***** Data excerpt *****

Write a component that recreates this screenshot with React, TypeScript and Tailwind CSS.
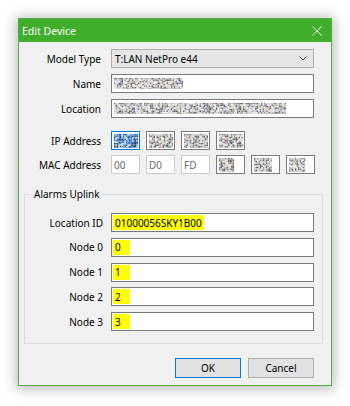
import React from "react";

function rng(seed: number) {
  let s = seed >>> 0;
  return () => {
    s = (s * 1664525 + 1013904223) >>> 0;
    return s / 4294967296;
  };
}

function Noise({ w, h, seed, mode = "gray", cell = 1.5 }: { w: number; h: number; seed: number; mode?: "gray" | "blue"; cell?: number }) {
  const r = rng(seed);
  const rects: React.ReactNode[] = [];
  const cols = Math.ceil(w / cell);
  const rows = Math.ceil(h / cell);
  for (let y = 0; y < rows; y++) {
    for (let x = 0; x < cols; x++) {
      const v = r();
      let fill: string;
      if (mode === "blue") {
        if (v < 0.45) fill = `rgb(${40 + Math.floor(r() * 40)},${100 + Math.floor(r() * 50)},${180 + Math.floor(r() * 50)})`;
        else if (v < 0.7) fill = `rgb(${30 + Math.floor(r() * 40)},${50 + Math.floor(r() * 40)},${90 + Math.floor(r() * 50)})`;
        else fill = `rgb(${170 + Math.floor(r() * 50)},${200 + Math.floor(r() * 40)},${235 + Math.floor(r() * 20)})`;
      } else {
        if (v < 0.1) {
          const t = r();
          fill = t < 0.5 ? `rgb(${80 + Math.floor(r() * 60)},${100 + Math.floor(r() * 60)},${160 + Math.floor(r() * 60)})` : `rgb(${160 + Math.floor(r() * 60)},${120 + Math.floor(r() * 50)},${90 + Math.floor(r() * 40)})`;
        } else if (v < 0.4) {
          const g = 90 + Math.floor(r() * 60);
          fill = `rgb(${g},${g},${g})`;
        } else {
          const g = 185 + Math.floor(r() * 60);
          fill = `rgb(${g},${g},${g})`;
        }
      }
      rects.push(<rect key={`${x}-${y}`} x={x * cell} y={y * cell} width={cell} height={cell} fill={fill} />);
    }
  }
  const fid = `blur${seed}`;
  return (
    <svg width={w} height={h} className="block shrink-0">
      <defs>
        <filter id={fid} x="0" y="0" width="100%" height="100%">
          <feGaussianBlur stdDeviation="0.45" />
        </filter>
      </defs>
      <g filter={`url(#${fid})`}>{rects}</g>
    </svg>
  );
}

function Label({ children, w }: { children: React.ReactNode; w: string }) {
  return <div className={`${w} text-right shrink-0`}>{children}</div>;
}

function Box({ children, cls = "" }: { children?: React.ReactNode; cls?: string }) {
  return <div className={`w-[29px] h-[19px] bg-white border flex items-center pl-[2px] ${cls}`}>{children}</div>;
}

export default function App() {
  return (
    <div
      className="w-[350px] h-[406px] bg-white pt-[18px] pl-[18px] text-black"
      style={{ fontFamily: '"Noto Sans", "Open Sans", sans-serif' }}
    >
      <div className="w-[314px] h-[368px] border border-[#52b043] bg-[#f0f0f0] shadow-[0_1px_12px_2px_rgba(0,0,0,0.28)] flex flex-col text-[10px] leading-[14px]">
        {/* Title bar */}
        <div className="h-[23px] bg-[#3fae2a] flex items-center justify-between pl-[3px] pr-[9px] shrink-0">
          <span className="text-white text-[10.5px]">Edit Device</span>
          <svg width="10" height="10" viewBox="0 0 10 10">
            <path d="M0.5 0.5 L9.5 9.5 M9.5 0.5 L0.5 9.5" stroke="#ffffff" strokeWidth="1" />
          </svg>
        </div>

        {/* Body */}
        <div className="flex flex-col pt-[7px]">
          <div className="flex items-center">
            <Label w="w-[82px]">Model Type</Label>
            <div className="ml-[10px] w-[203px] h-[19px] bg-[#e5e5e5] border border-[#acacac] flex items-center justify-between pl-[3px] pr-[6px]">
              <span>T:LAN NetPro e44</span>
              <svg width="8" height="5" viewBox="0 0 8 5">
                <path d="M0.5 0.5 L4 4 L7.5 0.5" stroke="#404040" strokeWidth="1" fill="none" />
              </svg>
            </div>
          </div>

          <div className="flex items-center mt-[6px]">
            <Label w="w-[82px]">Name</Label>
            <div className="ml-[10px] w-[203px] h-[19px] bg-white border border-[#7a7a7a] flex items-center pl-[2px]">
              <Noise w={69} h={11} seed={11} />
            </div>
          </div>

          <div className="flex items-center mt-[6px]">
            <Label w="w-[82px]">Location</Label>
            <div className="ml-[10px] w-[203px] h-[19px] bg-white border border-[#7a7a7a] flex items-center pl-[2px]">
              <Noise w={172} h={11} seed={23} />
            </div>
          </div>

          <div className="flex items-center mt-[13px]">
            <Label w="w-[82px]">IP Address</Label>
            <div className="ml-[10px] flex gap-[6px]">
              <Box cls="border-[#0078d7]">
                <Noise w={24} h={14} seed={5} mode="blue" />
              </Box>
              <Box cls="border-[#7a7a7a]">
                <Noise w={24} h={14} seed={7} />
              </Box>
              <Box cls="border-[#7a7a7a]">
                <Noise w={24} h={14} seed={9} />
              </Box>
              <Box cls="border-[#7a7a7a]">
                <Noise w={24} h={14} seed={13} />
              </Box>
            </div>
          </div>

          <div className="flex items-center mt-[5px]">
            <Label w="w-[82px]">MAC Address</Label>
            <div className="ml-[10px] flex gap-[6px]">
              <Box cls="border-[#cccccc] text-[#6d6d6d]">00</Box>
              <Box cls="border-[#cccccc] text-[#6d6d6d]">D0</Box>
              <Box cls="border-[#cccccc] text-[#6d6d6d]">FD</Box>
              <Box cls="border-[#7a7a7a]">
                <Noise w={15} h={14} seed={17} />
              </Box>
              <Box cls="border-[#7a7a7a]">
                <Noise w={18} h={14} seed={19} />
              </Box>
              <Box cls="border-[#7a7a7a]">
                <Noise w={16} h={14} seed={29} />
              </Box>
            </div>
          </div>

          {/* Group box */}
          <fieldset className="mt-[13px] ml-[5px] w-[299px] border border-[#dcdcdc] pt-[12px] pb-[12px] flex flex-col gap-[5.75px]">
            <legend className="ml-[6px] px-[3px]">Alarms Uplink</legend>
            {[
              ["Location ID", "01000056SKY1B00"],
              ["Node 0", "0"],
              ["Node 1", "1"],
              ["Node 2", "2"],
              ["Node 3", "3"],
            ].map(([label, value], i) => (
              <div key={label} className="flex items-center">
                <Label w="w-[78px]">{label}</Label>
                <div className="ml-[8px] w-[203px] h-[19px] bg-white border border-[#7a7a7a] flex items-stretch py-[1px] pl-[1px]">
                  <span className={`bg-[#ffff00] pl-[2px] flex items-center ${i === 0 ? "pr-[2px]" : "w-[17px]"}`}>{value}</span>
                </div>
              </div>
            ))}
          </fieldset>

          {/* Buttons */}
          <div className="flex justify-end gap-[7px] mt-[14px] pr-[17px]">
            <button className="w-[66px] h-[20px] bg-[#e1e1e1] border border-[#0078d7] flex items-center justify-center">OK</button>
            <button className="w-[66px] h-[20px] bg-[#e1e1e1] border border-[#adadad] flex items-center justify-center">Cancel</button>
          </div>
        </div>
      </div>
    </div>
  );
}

*****

#### Directions for this task
Except for the pictures, print the data above exactly.

#### Finished task
Write a component that recreates this screenshot with React, TypeScript and Tailwind CSS.
import React from "react";

function rng(seed: number) {
  let s = seed >>> 0;
  return () => {
    s = (s * 1664525 + 1013904223) >>> 0;
    return s / 4294967296;
  };
}

function Noise({ w, h, seed, mode = "gray", cell = 1.5 }: { w: number; h: number; seed: number; mode?: "gray" | "blue"; cell?: number }) {
  const r = rng(seed);
  const rects: React.ReactNode[] = [];
  const cols = Math.ceil(w / cell);
  const rows = Math.ceil(h / cell);
  for (let y = 0; y < rows; y++) {
    for (let x = 0; x < cols; x++) {
      const v = r();
      let fill: string;
      if (mode === "blue") {
        if (v < 0.45) fill = `rgb(${40 + Math.floor(r() * 40)},${100 + Math.floor(r() * 50)},${180 + Math.floor(r() * 50)})`;
        else if (v < 0.7) fill = `rgb(${30 + Math.floor(r() * 40)},${50 + Math.floor(r() * 40)},${90 + Math.floor(r() * 50)})`;
        else fill = `rgb(${170 + Math.floor(r() * 50)},${200 + Math.floor(r() * 40)},${235 + Math.floor(r() * 20)})`;
      } else {
        if (v < 0.1) {
          const t = r();
          fill = t < 0.5 ? `rgb(${80 + Math.floor(r() * 60)},${100 + Math.floor(r() * 60)},${160 + Math.floor(r() * 60)})` : `rgb(${160 + Math.floor(r() * 60)},${120 + Math.floor(r() * 50)},${90 + Math.floor(r() * 40)})`;
        } else if (v < 0.4) {
          const g = 90 + Math.floor(r() * 60);
          fill = `rgb(${g},${g},${g})`;
        } else {
          const g = 185 + Math.floor(r() * 60);
          fill = `rgb(${g},${g},${g})`;
        }
      }
      rects.push(<rect key={`${x}-${y}`} x={x * cell} y={y * cell} width={cell} height={cell} fill={fill} />);
    }
  }
  const fid = `blur${seed}`;
  return (
    <svg width={w} height={h} className="block shrink-0">
      <defs>
        <filter id={fid} x="0" y="0" width="100%" height="100%">
          <feGaussianBlur stdDeviation="0.45" />
        </filter>
      </defs>
      <g filter={`url(#${fid})`}>{rects}</g>
    </svg>
  );
}

function Label({ children, w }: { children: React.ReactNode; w: string }) {
  return <div className={`${w} text-right shrink-0`}>{children}</div>;
}

function Box({ children, cls = "" }: { children?: React.ReactNode; cls?: string }) {
  return <div className={`w-[29px] h-[19px] bg-white border flex items-center pl-[2px] ${cls}`}>{children}</div>;
}

export default function App() {
  return (
    <div
      className="w-[350px] h-[406px] bg-white pt-[18px] pl-[18px] text-black"
      style={{ fontFamily: '"Noto Sans", "Open Sans", sans-serif' }}
    >
      <div className="w-[314px] h-[368px] border border-[#52b043] bg-[#f0f0f0] shadow-[0_1px_12px_2px_rgba(0,0,0,0.28)] flex flex-col text-[10px] leading-[14px]">
        {/* Title bar */}
        <div className="h-[23px] bg-[#3fae2a] flex items-center justify-between pl-[3px] pr-[9px] shrink-0">
          <span className="text-white text-[10.5px]">Edit Device</span>
          <svg width="10" height="10" viewBox="0 0 10 10">
            <path d="M0.5 0.5 L9.5 9.5 M9.5 0.5 L0.5 9.5" stroke="#ffffff" strokeWidth="1" />
          </svg>
        </div>

        {/* Body */}
        <div className="flex flex-col pt-[7px]">
          <div className="flex items-center">
            <Label w="w-[82px]">Model Type</Label>
            <div className="ml-[10px] w-[203px] h-[19px] bg-[#e5e5e5] border border-[#acacac] flex items-center justify-between pl-[3px] pr-[6px]">
              <span>T:LAN NetPro e44</span>
              <svg width="8" height="5" viewBox="0 0 8 5">
                <path d="M0.5 0.5 L4 4 L7.5 0.5" stroke="#404040" strokeWidth="1" fill="none" />
              </svg>
            </div>
          </div>

          <div className="flex items-center mt-[6px]">
            <Label w="w-[82px]">Name</Label>
            <div className="ml-[10px] w-[203px] h-[19px] bg-white border border-[#7a7a7a] flex items-center pl-[2px]">
              <Noise w={69} h={11} seed={11} />
            </div>
          </div>

          <div className="flex items-center mt-[6px]">
            <Label w="w-[82px]">Location</Label>
            <div className="ml-[10px] w-[203px] h-[19px] bg-white border border-[#7a7a7a] flex items-center pl-[2px]">
              <Noise w={172} h={11} seed={23} />
            </div>
          </div>

          <div className="flex items-center mt-[13px]">
            <Label w="w-[82px]">IP Address</Label>
            <div className="ml-[10px] flex gap-[6px]">
              <Box cls="border-[#0078d7]">
                <Noise w={24} h={14} seed={5} mode="blue" />
              </Box>
              <Box cls="border-[#7a7a7a]">
                <Noise w={24} h={14} seed={7} />
              </Box>
              <Box cls="border-[#7a7a7a]">
                <Noise w={24} h={14} seed={9} />
              </Box>
              <Box cls="border-[#7a7a7a]">
                <Noise w={24} h={14} seed={13} />
              </Box>
            </div>
          </div>

          <div className="flex items-center mt-[5px]">
            <Label w="w-[82px]">MAC Address</Label>
            <div className="ml-[10px] flex gap-[6px]">
              <Box cls="border-[#cccccc] text-[#6d6d6d]">00</Box>
              <Box cls="border-[#cccccc] text-[#6d6d6d]">D0</Box>
              <Box cls="border-[#cccccc] text-[#6d6d6d]">FD</Box>
              <Box cls="border-[#7a7a7a]">
                <Noise w={15} h={14} seed={17} />
              </Box>
              <Box cls="border-[#7a7a7a]">
                <Noise w={18} h={14} seed={19} />
              </Box>
              <Box cls="border-[#7a7a7a]">
                <Noise w={16} h={14} seed={29} />
              </Box>
            </div>
          </div>

          {/* Group box */}
          <fieldset className="mt-[13px] ml-[5px] w-[299px] border border-[#dcdcdc] pt-[12px] pb-[12px] flex flex-col gap-[5.75px]">
            <legend className="ml-[6px] px-[3px]">Alarms Uplink</legend>
            {[
              ["Location ID", "01000056SKY1B00"],
              ["Node 0", "0"],
              ["Node 1", "1"],
              ["Node 2", "2"],
              ["Node 3", "3"],
            ].map(([label, value], i) => (
              <div key={label} className="flex items-center">
                <Label w="w-[78px]">{label}</Label>
                <div className="ml-[8px] w-[203px] h-[19px] bg-white border border-[#7a7a7a] flex items-stretch py-[1px] pl-[1px]">
                  <span className={`bg-[#ffff00] pl-[2px] flex items-center ${i === 0 ? "pr-[2px]" : "w-[17px]"}`}>{value}</span>
                </div>
              </div>
            ))}
          </fieldset>

          {/* Buttons */}
          <div className="flex justify-end gap-[7px] mt-[14px] pr-[17px]">
            <button className="w-[66px] h-[20px] bg-[#e1e1e1] border border-[#0078d7] flex items-center justify-center">OK</button>
            <button className="w-[66px] h-[20px] bg-[#e1e1e1] border border-[#adadad] flex items-center justify-center">Cancel</button>
          </div>
        </div>
      </div>
    </div>
  );
}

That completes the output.